Re: seeking editing feedback

Subject: Re: seeking editing feedback
From: Fred Brown <fred -dot- brown -at- allegrotechindexing -dot- com>
To: techwr-l -at- lists -dot- raycomm -dot- com
Date: Thu, 27 Jul 2000 10:18:57 -0400

Irene, in my past experience doing market research, every questionnaire takes considerable planning and effort.

First off, one needs to define what problem one is trying solve or what decision one is making. Secondly, one defines what information is required and where this information can be obtained. Often, only a portion of this information needs to be gathered by a questionnaire.

Generally speaking, if people are concerned about your issue, you will get a positive response. Typically, telephone surveys get the highest response rate -- but be ready for an earful if your respondents have any concerns. If you're worried about confidentiality, you may find it helpful to engage an independent consultant. A consultant can also assist you to interpret the results.

You might also find that a focus group with authors will give you many valuable insights as well.

Once you do a survey, you raise expectations.
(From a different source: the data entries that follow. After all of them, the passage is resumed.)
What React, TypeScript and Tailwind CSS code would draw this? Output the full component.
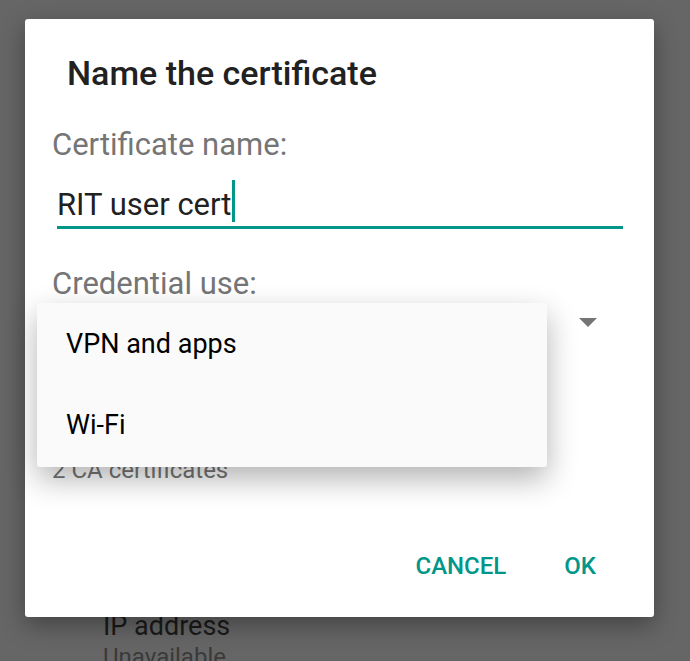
export default function App() {
  return (
    <div
      className="h-[661px] w-[690px] overflow-hidden bg-[#666666] pt-[19px]"
      style={{ fontFamily: 'Roboto, "Liberation Sans", sans-serif' }}
    >
      {/* dialog */}
      <div className="relative mx-[25px] h-[598px] w-[629px] rounded-[3px] bg-white shadow-[0_8px_24px_rgba(0,0,0,0.35)]">
        <div className="px-[42px] pt-[34px] text-[34px] font-medium leading-[40px] text-[#212121]">
          Name the certificate
        </div>

        <div className="px-[27px] pt-[34px]">
          <div className="text-[31px] leading-[36px] text-[#757575]">Certificate name:</div>

          <div className="mt-[17px] ml-[5px] mr-[4px] flex h-[49px] items-end border-b-[3px] border-[#009688]">
            <span className="pb-[3px] text-[31px] leading-[36px] text-[#212121]">RIT user cert</span>
            <span className="mb-[4px] ml-[1px] h-[42px] w-[3px] bg-[#009688]" />
          </div>

          <div className="mt-[37px] text-[31px] leading-[36px] text-[#757575]">Credential use:</div>

          <div className="flex h-[42px] items-center justify-end pr-[30px]">
            <svg width="18" height="10" viewBox="0 0 18 10">
              <path d="M0 0 L18 0 L9 9 Z" fill="#757575" />
            </svg>
          </div>

          <div className="mt-[112px] text-[24px] leading-[28px] text-[#757575]">2 CA certificates</div>
        </div>

        <div className="mt-[68px] flex justify-end gap-[58px] pr-[58px] text-[24px] font-medium leading-[28px] text-[#009688]">
          <button>CANCEL</button>
          <button>OK</button>
        </div>

        {/* open dropdown menu */}
        <div className="absolute left-[12px] top-[284px] w-[510px] rounded-[3px] bg-[#fafafa] py-[1px] shadow-[0_12px_30px_rgba(0,0,0,0.3)]">
          <div className="flex h-[81px] items-center px-[29px] text-[27px] text-black">VPN and apps</div>
          <div className="flex h-[81px] items-center px-[29px] text-[27px] text-black">Wi-Fi</div>
        </div>
      </div>

      {/* page behind the dialog */}
      <div className="pl-[103px]">
        <div className="text-[27px] leading-[18px] text-[#1a1a1a]">IP address</div>
        <div className="mt-[8px] text-[24px] leading-[28px] text-[#3a3a3a]">Unavailable</div>
      </div>
    </div>
  )
}
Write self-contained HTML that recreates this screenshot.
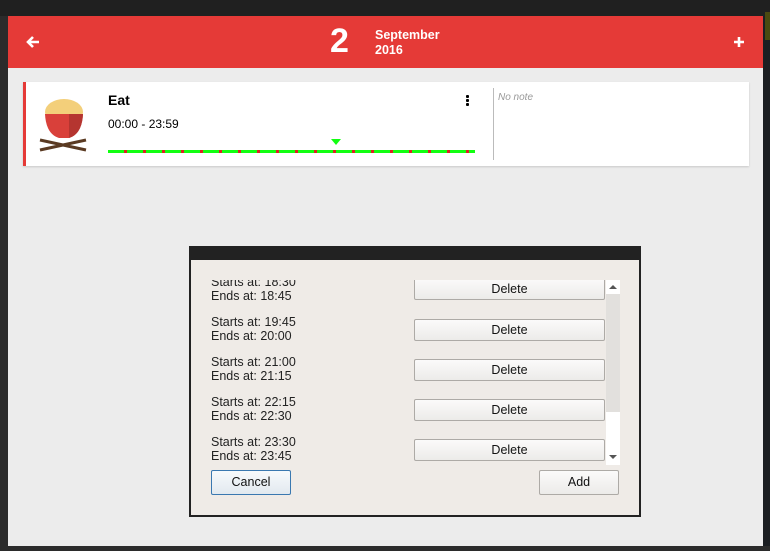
<!DOCTYPE html>
<html><head><meta charset="utf-8"><style>
*{margin:0;padding:0;box-sizing:border-box}
body{width:770px;height:551px;background:#2b2b2b;position:relative;overflow:hidden;font-family:"Liberation Sans",sans-serif}
.abs{position:absolute}
.win{left:8px;top:16px;width:755px;height:530px;background:#ececec}
.hdr{left:8px;top:16px;width:755px;height:52px;background:#e53a37;color:#fff}
.card{left:23px;top:82px;width:726px;height:84px;background:#fff;border-left:3px solid #e53a37;box-shadow:0 1px 2px rgba(0,0,0,.15)}
.dlg{left:189px;top:246px;width:452px;height:271px;background:#efebe7;border:2px solid #222}
.btn{position:absolute;background:linear-gradient(#fbfafa,#ecebe9);border:1px solid #adaaa6;border-radius:2px;font-size:12.5px;color:#111;text-align:center}
.t{position:absolute;font-size:12.5px;color:#222;line-height:14px}
</style></head><body>
<div class="abs" style="left:0;top:0;width:770px;height:16px;background:#202020"></div>
<div class="abs" style="left:763px;top:16px;width:7px;height:530px;background:#1b1e22"></div>
<div class="abs" style="left:765px;top:12px;width:5px;height:28px;background:#4a4a10"></div>
<div class="abs win"></div>
<div class="abs hdr">
 <svg class="abs" style="left:18px;top:19px" width="14" height="14" viewBox="0 0 14 14"><path d="M13 7H2M7 2L2 7L7 12" stroke="#fff" stroke-width="2.6" fill="none"/></svg>
 <div class="abs" style="left:322px;top:6px;font-size:34px;font-weight:bold">2</div>
 <div class="abs" style="left:367px;top:12px;font-size:12.5px;font-weight:bold;line-height:15px">September<br>2016</div>
 <svg class="abs" style="left:725px;top:20px" width="12" height="12" viewBox="0 0 12 12"><path d="M6 1V11M1 6H11" stroke="#fff" stroke-width="2.6"/></svg>
</div>
<div class="abs card">
 <svg class="abs" style="left:10px;top:12px" width="56" height="58" viewBox="0 0 56 58">
  <ellipse cx="28" cy="18" rx="19" ry="13" fill="#f3cf7a"/>
  <path d="M9 20 H47 Q46 40 33 44 H23 Q10 40 9 20Z" fill="#d9403a"/>
  <path d="M33 20 H47 Q46 40 33 44Z" fill="#b53530"/>
  <path d="M4 46 L50 56 M4 56 L50 46" stroke="#5a3a22" stroke-width="3"/>
 </svg>
 <div class="abs" style="left:82px;top:10px;font-size:14px;font-weight:bold">Eat</div>
 <div class="abs" style="left:82px;top:35px;font-size:12px">00:00 - 23:59</div>
 <div class="abs" style="left:440px;top:13px;width:3px;height:3px;background:#000;box-shadow:0 4px #000,0 8px #000;border-radius:1px"></div>
 <div class="abs" style="left:305px;top:57px;width:0;height:0;border-left:5px solid transparent;border-right:5px solid transparent;border-top:6px solid #1f1"></div>
 <div class="abs" style="left:82px;top:68px;width:367px;height:3px;background:repeating-linear-gradient(90deg,#1f1 0 16px,#d22 16px 19px)"></div>
 <div class="abs" style="left:467px;top:6px;width:1px;height:72px;background:#bbb"></div>
 <div class="abs" style="left:472px;top:10px;font-size:10px;font-style:italic;color:#999">No note</div>
</div>
<div class="abs dlg">
 <div class="abs" style="left:0;top:0;width:448px;height:12px;background:#222"></div>
 <div class="abs" style="left:20px;top:32px;width:396px;height:185px;overflow:hidden">
  <div class="t" style="left:0;top:-5px">Starts at: 18:30<br>Ends at: 18:45</div>
  <div class="t" style="left:0;top:35px">Starts at: 19:45<br>Ends at: 20:00</div>
  <div class="t" style="left:0;top:75px">Starts at: 21:00<br>Ends at: 21:15</div>
  <div class="t" style="left:0;top:115px">Starts at: 22:15<br>Ends at: 22:30</div>
  <div class="t" style="left:0;top:155px">Starts at: 23:30<br>Ends at: 23:45</div>
  <div class="btn" style="left:203px;top:-2px;width:191px;height:22px;line-height:20px">Delete</div>
  <div class="btn" style="left:203px;top:39px;width:191px;height:22px;line-height:20px">Delete</div>
  <div class="btn" style="left:203px;top:79px;width:191px;height:22px;line-height:20px">Delete</div>
  <div class="btn" style="left:203px;top:119px;width:191px;height:22px;line-height:20px">Delete</div>
  <div class="btn" style="left:203px;top:159px;width:191px;height:22px;line-height:20px">Delete</div>
 </div>
 <div class="abs" style="left:415px;top:32px;width:14px;height:185px;background:#fff">
  <div class="abs" style="left:0;top:14px;width:14px;height:118px;background:#e2e0dd"></div>
  <div class="abs" style="left:3px;top:5px;border-left:4px solid transparent;border-right:4px solid transparent;border-bottom:4px solid #555"></div>
  <div class="abs" style="left:3px;top:175px;border-left:4px solid transparent;border-right:4px solid transparent;border-top:4px solid #555"></div>
 </div>
 <div class="btn" style="left:20px;top:222px;width:80px;height:25px;line-height:23px;border-color:#3a78b0;background:linear-gradient(#f7fafc,#e2e9ef)">Cancel</div>
 <div class="btn" style="left:348px;top:222px;width:80px;height:25px;line-height:23px">Add</div>
</div>
</body></html>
So be sure to deliver on improvements afterwards.

Useful sites with information on survey design and running focus groups:

http://www.surveysystem.com/sdesign.htm
"Survey Design"
Outlines the steps involved in developing an effective survey.

http://www.groupsplus.com/mn091498.htm
"10 Tips for Running Successful Focus Groups"
Words of wisdom from an experienced practitioner.

http://www.useit.com/papers/focusgroups.html
"The Use and Misuse of Focus Groups"
Well-considered advice and cautions on using focus groups.

Fred Brown

At 09:39 PM 07/27/2000 +1000, you wrote:

Editors and authors

As an editor have you ever thought of following up every editing project
with a questionnaire asking the author about what they felt about the
editing process and outcome?

Are there any traps in doing this? (eg you may not get honest answers as
with an anonymous survey)

Are there some questions one just must ask? (obviously one only asks
questions the answers to which you can react to as feedback, what else to
consider?)

Are there any questions one should avoid?

As an author what would you think of this?